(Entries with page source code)
□ □ □ □ □

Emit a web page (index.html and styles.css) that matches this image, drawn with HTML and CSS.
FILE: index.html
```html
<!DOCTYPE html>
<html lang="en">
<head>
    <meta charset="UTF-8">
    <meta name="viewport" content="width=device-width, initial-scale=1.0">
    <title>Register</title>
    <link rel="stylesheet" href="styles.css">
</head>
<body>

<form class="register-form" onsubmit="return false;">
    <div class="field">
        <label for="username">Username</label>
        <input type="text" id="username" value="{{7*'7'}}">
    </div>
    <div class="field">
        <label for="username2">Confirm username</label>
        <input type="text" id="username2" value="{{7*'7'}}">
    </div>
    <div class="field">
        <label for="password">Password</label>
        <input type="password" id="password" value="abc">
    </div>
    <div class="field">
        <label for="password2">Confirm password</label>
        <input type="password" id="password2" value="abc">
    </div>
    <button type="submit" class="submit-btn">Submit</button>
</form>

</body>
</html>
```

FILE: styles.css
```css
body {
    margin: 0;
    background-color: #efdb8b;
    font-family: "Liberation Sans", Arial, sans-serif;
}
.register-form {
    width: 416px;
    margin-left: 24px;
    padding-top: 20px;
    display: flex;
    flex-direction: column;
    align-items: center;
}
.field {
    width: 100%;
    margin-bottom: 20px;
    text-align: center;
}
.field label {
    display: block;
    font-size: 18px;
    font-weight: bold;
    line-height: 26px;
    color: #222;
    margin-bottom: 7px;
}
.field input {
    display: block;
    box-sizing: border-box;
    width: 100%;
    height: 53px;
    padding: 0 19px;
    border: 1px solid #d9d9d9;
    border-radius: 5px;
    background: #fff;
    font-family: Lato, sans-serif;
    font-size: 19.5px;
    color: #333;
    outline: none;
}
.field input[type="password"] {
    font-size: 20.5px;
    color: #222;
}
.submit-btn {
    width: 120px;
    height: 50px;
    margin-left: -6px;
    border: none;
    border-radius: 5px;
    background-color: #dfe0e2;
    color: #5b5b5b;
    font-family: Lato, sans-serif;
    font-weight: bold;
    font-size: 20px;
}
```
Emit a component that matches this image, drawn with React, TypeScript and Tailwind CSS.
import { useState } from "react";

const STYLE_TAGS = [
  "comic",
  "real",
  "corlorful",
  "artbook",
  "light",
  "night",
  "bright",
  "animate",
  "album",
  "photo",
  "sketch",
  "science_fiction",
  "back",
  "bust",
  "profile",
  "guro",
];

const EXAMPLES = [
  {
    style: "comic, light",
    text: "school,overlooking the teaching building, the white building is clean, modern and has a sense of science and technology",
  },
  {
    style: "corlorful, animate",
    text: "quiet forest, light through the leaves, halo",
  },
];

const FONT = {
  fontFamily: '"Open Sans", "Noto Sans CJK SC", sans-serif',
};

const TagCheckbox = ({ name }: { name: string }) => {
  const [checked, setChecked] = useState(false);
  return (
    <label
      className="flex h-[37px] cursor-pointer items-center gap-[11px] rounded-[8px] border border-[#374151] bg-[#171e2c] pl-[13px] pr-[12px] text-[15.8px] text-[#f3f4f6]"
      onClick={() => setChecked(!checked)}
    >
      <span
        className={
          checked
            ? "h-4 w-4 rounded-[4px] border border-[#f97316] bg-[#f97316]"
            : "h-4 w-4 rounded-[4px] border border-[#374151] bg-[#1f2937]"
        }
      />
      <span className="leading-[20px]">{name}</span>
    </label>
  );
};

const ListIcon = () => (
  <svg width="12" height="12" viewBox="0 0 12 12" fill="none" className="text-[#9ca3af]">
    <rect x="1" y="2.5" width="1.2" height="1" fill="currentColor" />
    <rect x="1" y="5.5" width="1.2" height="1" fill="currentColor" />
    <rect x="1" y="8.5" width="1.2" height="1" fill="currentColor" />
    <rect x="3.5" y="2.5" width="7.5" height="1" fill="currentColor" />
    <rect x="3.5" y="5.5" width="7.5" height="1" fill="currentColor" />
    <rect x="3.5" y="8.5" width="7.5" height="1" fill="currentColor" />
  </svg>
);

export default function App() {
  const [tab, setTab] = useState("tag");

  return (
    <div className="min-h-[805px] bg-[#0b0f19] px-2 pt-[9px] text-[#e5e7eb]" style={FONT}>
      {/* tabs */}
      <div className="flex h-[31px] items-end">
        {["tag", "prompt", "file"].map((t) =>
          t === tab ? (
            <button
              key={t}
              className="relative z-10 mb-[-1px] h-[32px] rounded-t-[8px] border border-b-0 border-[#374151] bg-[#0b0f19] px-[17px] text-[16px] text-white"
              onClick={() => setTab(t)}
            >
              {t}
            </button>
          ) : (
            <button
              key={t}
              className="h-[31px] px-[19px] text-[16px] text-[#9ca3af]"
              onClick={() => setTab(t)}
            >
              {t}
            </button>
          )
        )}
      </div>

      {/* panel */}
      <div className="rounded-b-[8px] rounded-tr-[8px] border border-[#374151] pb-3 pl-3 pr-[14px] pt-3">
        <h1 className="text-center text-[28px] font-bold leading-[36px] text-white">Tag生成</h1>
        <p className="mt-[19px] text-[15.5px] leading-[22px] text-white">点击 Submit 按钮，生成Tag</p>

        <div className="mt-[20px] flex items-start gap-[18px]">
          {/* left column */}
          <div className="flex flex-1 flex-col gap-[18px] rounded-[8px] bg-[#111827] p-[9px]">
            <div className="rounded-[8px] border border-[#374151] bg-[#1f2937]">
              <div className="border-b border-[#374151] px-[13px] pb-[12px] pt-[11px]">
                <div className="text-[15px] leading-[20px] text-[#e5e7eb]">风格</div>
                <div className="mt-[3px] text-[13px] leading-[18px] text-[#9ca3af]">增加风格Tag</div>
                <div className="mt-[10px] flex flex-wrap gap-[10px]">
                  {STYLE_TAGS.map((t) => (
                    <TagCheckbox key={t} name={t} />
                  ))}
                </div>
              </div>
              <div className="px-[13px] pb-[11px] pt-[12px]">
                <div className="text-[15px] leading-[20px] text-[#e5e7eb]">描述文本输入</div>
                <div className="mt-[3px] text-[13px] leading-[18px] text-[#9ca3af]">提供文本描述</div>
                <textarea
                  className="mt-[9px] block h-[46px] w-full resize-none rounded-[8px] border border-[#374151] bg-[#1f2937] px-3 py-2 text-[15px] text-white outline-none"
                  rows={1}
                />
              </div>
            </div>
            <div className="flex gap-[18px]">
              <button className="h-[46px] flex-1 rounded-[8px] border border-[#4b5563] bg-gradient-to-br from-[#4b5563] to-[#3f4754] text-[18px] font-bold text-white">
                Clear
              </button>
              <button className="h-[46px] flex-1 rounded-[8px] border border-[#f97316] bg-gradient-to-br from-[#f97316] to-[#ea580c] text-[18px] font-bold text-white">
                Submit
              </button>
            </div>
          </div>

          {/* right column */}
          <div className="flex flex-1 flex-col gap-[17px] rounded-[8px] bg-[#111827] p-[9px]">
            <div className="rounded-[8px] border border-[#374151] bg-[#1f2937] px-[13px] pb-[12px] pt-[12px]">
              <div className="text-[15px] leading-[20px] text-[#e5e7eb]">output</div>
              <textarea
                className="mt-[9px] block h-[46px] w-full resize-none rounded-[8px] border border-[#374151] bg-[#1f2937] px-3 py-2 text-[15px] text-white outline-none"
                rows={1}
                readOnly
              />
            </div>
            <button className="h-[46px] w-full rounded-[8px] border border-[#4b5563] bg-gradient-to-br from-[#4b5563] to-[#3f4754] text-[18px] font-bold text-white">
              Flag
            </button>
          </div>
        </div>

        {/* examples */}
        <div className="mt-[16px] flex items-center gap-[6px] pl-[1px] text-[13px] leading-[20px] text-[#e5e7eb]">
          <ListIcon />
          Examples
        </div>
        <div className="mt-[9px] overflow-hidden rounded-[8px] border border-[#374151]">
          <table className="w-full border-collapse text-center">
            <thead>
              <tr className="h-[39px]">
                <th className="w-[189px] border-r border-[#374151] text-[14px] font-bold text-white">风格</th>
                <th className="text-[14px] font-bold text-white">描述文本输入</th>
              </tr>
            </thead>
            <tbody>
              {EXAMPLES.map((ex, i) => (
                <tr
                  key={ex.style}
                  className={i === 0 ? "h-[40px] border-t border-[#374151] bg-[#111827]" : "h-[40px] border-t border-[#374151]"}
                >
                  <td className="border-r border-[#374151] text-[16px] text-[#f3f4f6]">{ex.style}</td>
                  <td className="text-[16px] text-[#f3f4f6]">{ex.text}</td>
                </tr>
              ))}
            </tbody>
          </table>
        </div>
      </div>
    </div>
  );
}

□ □ □ □ □

Report the number of lines in the entries above that include the word "this" and add nothing to it.

2